Efficient and stable deep-blue emission from lead-free (TEA)2Cu2Br4 for white LEDs

Abstract

Lead-free copper halides have emerged as promising candidates for solid-state lighting, yet many reported systems still face challenges of limited efficiency, severe self-absorption, or insufficient device stability. Here, we report the synthesis of transparent millimeter-sized single crystals of (C₈H₂₀N)₂Cu₂Br₄ (TEA₂Cu₂Br₄) via a facile antisolvent-assisted evaporation method. Structural analysis confirmed that bulky TEA⁺ cations encapsulate [Cu₂Br₄]²⁻ units, forming a spatially confined low-dimensional framework that promotes efficient radiative recombination of self-trapped excitons (STEs).
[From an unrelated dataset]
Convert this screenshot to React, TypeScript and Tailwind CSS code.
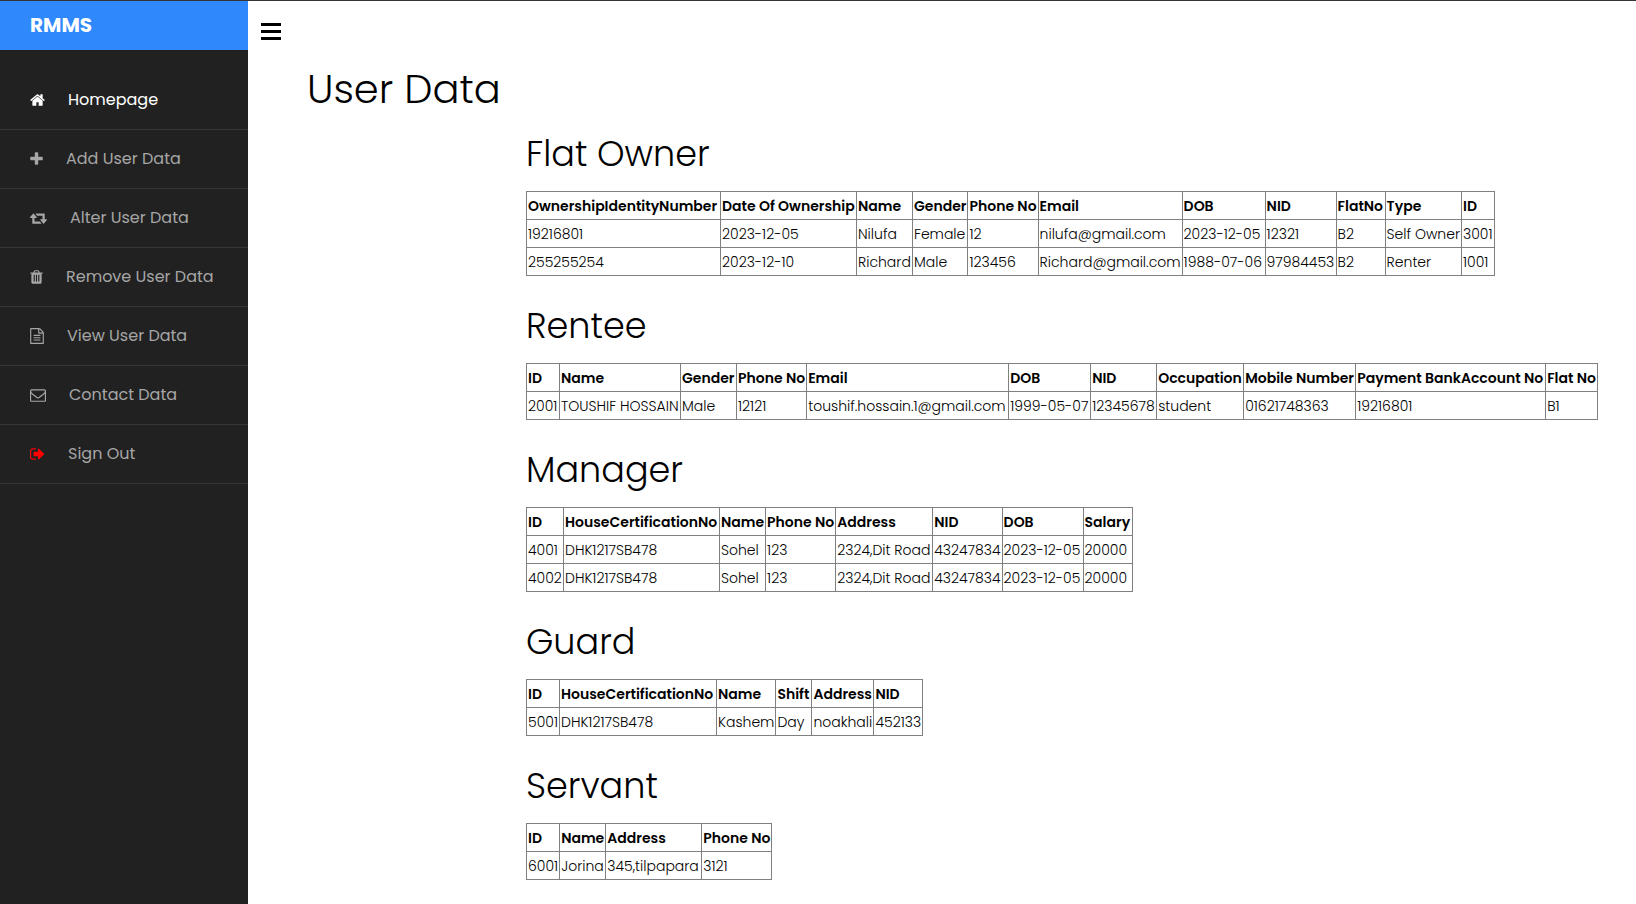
import React from "react";

type NavItem = {
  label: string;
  viewBox: string;
  size: string;
  path: string;
  active?: boolean;
  danger?: boolean;
};

type Column = { name: string; width: string };
type Section = { title: string; columns: Column[]; rows: string[][] };

const navItems: NavItem[] = [
  {
    label: "Homepage",
    viewBox: "64 0 1664 1792",
    size: "w-[15px]",
    active: true,
    path: "M1472 992v480q0 26-19 45t-45 19h-384v-384h-256v384h-384q-26 0-45-19t-19-45v-480q0-1 .5-3t.5-3l575-474 575 474q1 2 1 6zm223-69l-62 74q-8 9-21 11h-3q-13 0-21-7l-692-577-692 577q-12 8-24 7-13-2-21-11l-62-74q-8-10-7-23.5t11-21.5l719-599q32-26 76-26t76 26l244 204v-195q0-14 9-23t23-9h192q14 0 23 9t9 23v408l219 182q10 8 11 21.5t-7 23.5z",
  },
  {
    label: "Add User Data",
    viewBox: "192 0 1408 1792",
    size: "w-[13px]",
    path: "M1600 736v192q0 40-28 68t-68 28h-416v416q0 40-28 68t-68 28h-192q-40 0-68-28t-28-68v-416h-416q-40 0-68-28t-28-68v-192q0-40 28-68t68-28h416v-416q0-40 28-68t68-28h192q40 0 68 28t28 68v416h416q40 0 68 28t28 68z",
  },
  {
    label: "Alter User Data",
    viewBox: "-64 0 1920 1792",
    size: "w-[17px]",
    path: "M1216 1504q0 13-9.5 22.5t-22.5 9.5h-960q-8 0-13.5-2t-9-7-5.5-8-3-11.5-1-11.5v-600h-192q-26 0-45-19t-19-45q0-24 15-41l320-384q19-22 49-22t49 22l320 384q15 17 15 41 0 26-19 45t-45 19h-192v384h576q16 0 25 11l160 192q7 10 7 21zm640-416q0 24-15 41l-320 384q-20 23-49 23t-49-23l-320-384q-15-17-15-41 0-26 19-45t45-19h192v-384h-576q-16 0-25-12l-160-192q-7-9-7-20 0-13 9.5-22.5t22.5-9.5h960q8 0 13.5 2t9 7 5.5 8 3 11.5 1 11.5v600h192q26 0 45 19t19 45z",
  },
  {
    label: "Remove User Data",
    viewBox: "192 0 1408 1792",
    size: "w-[13px]",
    path: "M704 1376v-704q0-14-9-23t-23-9h-64q-14 0-23 9t-9 23v704q0 14 9 23t23 9h64q14 0 23-9t9-23zm256 0v-704q0-14-9-23t-23-9h-64q-14 0-23 9t-9 23v704q0 14 9 23t23 9h64q14 0 23-9t9-23zm256 0v-704q0-14-9-23t-23-9h-64q-14 0-23 9t-9 23v704q0 14 9 23t23 9h64q14 0 23-9t9-23zm-544-992h448l-48-117q-7-9-17-11h-317q-10 2-17 11zm928 32v64q0 14-9 23t-23 9h-96v948q0 83-47 143.5t-113 60.5h-832q-66 0-113-58.5t-47-141.5v-952h-96q-14 0-23-9t-9-23v-64q0-14 9-23t23-9h309l70-167q15-37 54-63t79-26h320q40 0 79 26t54 63l70 167h309q14 0 23 9t9 23z",
  },
  {
    label: "View User Data",
    viewBox: "128 0 1536 1792",
    size: "w-[14px]",
    path: "M1596 380q28 28 48 76t20 88v1152q0 40-28 68t-68 28h-1344q-40 0-68-28t-28-68v-1600q0-40 28-68t68-28h896q40 0 88 20t76 48zm-444-244v376h376q-10-29-22-41l-313-313q-12-12-41-22zm384 1528v-1024h-416q-40 0-68-28t-28-68v-416h-768v1536h1280zm-1024-864q0-14 9-23t23-9h704q14 0 23 9t9 23v64q0 14-9 23t-23 9h-704q-14 0-23-9t-9-23v-64zm736 224q14 0 23 9t9 23v64q0 14-9 23t-23 9h-704q-14 0-23-9t-9-23v-64q0-14 9-23t23-9h704zm0 256q14 0 23 9t9 23v64q0 14-9 23t-23 9h-704q-14 0-23-9t-9-23v-64q0-14 9-23t23-9h704z",
  },
  {
    label: "Contact Data",
    viewBox: "0 0 1792 1792",
    size: "w-[16px]",
    path: "M1664 1504v-768q-32 36-69 66-268 206-426 338-51 43-83 67t-86.5 48.5-102.5 24.5h-2q-48 0-102.5-24.5t-86.5-48.5-83-67q-158-132-426-338-37-30-69-66v768q0 13 9.5 22.5t22.5 9.5h1472q13 0 22.5-9.5t9.5-22.5zm0-1051v-24.5l-.5-13-3-12.5-5.5-9-9-7.5-14-2.5h-1472q-13 0-22.5 9.5t-9.5 22.5q0 168 147 284 193 152 401 317 6 5 35 29.5t46 37.5 44.5 31.5 50.5 27.5 43 9h2q20 0 43-9t50.5-27.5 44.5-31.5 46-37.5 35-29.5q208-165 401-317 54-43 100.5-115.5t46.5-131.5zm128-37v1088q0 66-47 113t-113 47h-1472q-66 0-113-47t-47-113v-1088q0-66 47-113t113-47h1472q66 0 113 47t47 113z",
  },
  {
    label: "Sign Out",
    viewBox: "64 0 1664 1792",
    size: "w-[15px]",
    danger: true,
    path: "M704 1440q0 4 1 20t.5 26.5-3 23.5-10 19.5-20.5 6.5h-320q-119 0-203.5-84.5t-84.5-203.5v-704q0-119 84.5-203.5t203.5-84.5h320q13 0 22.5 9.5t9.5 22.5q0 4 1 20t.5 26.5-3 23.5-10 19.5-20.5 6.5h-320q-66 0-113 47t-47 113v704q0 66 47 113t113 47h312l11.5 1 11.5 3 8 5.5 7 9 2 13.5zm928-544q0 26-19 45l-544 544q-19 19-45 19t-45-19-19-45v-288h-448q-26 0-45-19t-19-45v-384q0-26 19-45t45-19h448v-288q0-26 19-45t45-19 45 19l544 544q19 19 19 45z",
  },
];

const sections: Section[] = [
  {
    title: "Flat Owner",
    columns: [
      { name: "OwnershipIdentityNumber", width: "w-[194px]" },
      { name: "Date Of Ownership", width: "w-[136px]" },
      { name: "Name", width: "w-[56px]" },
      { name: "Gender", width: "w-[55px]" },
      { name: "Phone No", width: "w-[70px]" },
      { name: "Email", width: "w-[144px]" },
      { name: "DOB", width: "w-[83px]" },
      { name: "NID", width: "w-[71px]" },
      { name: "FlatNo", width: "w-[49px]" },
      { name: "Type", width: "w-[76px]" },
      { name: "ID", width: "w-[33px]" },
    ],
    rows: [
      ["19216801", "2023-12-05", "Nilufa", "Female", "12", "nilufa@gmail.com", "2023-12-05", "12321", "B2", "Self Owner", "3001"],
      ["255255254", "2023-12-10", "Richard", "Male", "123456", "Richard@gmail.com", "1988-07-06", "97984453", "B2", "Renter", "1001"],
    ],
  },
  {
    title: "Rentee",
    columns: [
      { name: "ID", width: "w-[33px]" },
      { name: "Name", width: "w-[121px]" },
      { name: "Gender", width: "w-[56px]" },
      { name: "Phone No", width: "w-[70px]" },
      { name: "Email", width: "w-[202px]" },
      { name: "DOB", width: "w-[82px]" },
      { name: "NID", width: "w-[66px]" },
      { name: "Occupation", width: "w-[87px]" },
      { name: "Mobile Number", width: "w-[112px]" },
      { name: "Payment BankAccount No", width: "w-[190px]" },
      { name: "Flat No", width: "w-[52px]" },
    ],
    rows: [
      ["2001", "TOUSHIF HOSSAIN", "Male", "12121", "toushif.hossain.1@gmail.com", "1999-05-07", "12345678", "student", "01621748363", "19216801", "B1"],
    ],
  },
  {
    title: "Manager",
    columns: [
      { name: "ID", width: "w-[37px]" },
      { name: "HouseCertificationNo", width: "w-[156px]" },
      { name: "Name", width: "w-[46px]" },
      { name: "Phone No", width: "w-[70px]" },
      { name: "Address", width: "w-[97px]" },
      { name: "NID", width: "w-[69px]" },
      { name: "DOB", width: "w-[81px]" },
      { name: "Salary", width: "w-[49px]" },
    ],
    rows: [
      ["4001", "DHK1217SB478", "Sohel", "123", "2324,Dit Road", "43247834", "2023-12-05", "20000"],
      ["4002", "DHK1217SB478", "Sohel", "123", "2324,Dit Road", "43247834", "2023-12-05", "20000"],
    ],
  },
  {
    title: "Guard",
    columns: [
      { name: "ID", width: "w-[33px]" },
      { name: "HouseCertificationNo", width: "w-[157px]" },
      { name: "Name", width: "w-[59px]" },
      { name: "Shift", width: "w-[36px]" },
      { name: "Address", width: "w-[62px]" },
      { name: "NID", width: "w-[49px]" },
    ],
    rows: [["5001", "DHK1217SB478", "Kashem", "Day", "noakhali", "452133"]],
  },
  {
    title: "Servant",
    columns: [
      { name: "ID", width: "w-[33px]" },
      { name: "Name", width: "w-[46px]" },
      { name: "Address", width: "w-[96px]" },
      { name: "Phone No", width: "w-[70px]" },
    ],
    rows: [["6001", "Jorina", "345,tilpapara", "3121"]],
  },
];

function Sidebar() {
  return (
    <aside className="w-[248px] shrink-0 bg-[#212121]">
      <a href="#home" className="flex h-[49px] items-center bg-[#2f89fc] px-[30px] pb-[2px] text-[20px] font-bold text-white">
        RMMS
      </a>
      <nav className="pt-[21px]">
        <ul>
          {navItems.map((item) => (
            <li key={item.label} className="border-b border-[#373737]">
              <a
                href="#section"
                className={`flex h-[58px] items-center gap-[23px] px-[30px] pb-px text-[16px] ${item.active ? "text-white" : "text-[#a6a6a6]"}`}
              >
                <svg
                  viewBox={item.viewBox}
                  aria-hidden="true"
                  className={`h-4 shrink-0 fill-current ${item.size} ${item.danger ? "text-[#ff0000]" : ""}`}
                >
                  <path d={item.path} />
                </svg>
                <span>{item.label}</span>
              </a>
            </li>
          ))}
        </ul>
      </nav>
    </aside>
  );
}

function DataSection({ title, columns, rows }: Section) {
  return (
    <section className="pt-[30px] first:pt-[18px]">
      <h2 className="pb-[17px] text-[35px] leading-[40px] font-light">{title}</h2>
      <table className="w-max border-collapse text-left text-[14px] leading-[20px] whitespace-nowrap">
        <thead>
          <tr className="h-[28px]">
            {columns.map((column) => (
              <th key={column.name} scope="col" className={`border border-[#808080] px-px py-0 font-semibold ${column.width}`}>
                {column.name}
              </th>
            ))}
          </tr>
        </thead>
        <tbody>
          {rows.map((row) => (
            <tr key={row[0]} className="h-[28px]">
              {row.map((value, index) => (
                <td key={columns[index].name} className="border border-[#808080] px-px py-0 font-light">
                  {value}
                </td>
              ))}
            </tr>
          ))}
        </tbody>
      </table>
    </section>
  );
}

export default function App() {
  return (
    <div className="flex min-h-screen border-t border-[#333333] bg-white font-[Poppins,Inter,sans-serif] text-black">
      <Sidebar />
      <main className="min-w-0 flex-1">
        <button type="button" aria-label="Toggle menu" className="ml-[12px] flex h-[61px] items-center px-px">
          <svg viewBox="0 0 20 17" aria-hidden="true" className="h-[17px] w-[20px] fill-current">
            <path d="M0 0h20v3H0zM0 7h20v3H0zM0 14h20v3H0z" />
          </svg>
        </button>
        <div className="pl-[59px]">
          <h1 className="text-[40px] leading-[54px] font-light">User Data</h1>
          <div className="pl-[219px]">
            {sections.map((section) => (
              <DataSection key={section.title} {...section} />
            ))}
          </div>
        </div>
      </main>
    </div>
  );
}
TEA₂Cu₂Br₄ exhibits deep-blue emission at 478 nm with a large Stokes shift of 166 nm, a long photoluminescence lifetime of 54 µs, and an ultrahigh PLQY of 98%. The material demonstrates remarkable robustness against continuous illumination, thermal cycling, electrical bias, and ambient exposure, with decomposition occurring only above 300 °C. Furthermore, ultraviolet-excited WLEDs fabricated by integrating TEA₂Cu₂Br₄ with CsCu₂I₃ deliver balanced white emission with CIE coordinates of (0.3175, 0.3593), a correlated color temperature of 6138 K, and retain 93.8% of their initial electroluminescence intensity after 20 days of continuous operation. These results highlight TEA₂Cu₂Br₄ as a structurally well-defined, high-performance hybrid copper halide with strong potential for environmentally friendly solid-state lighting.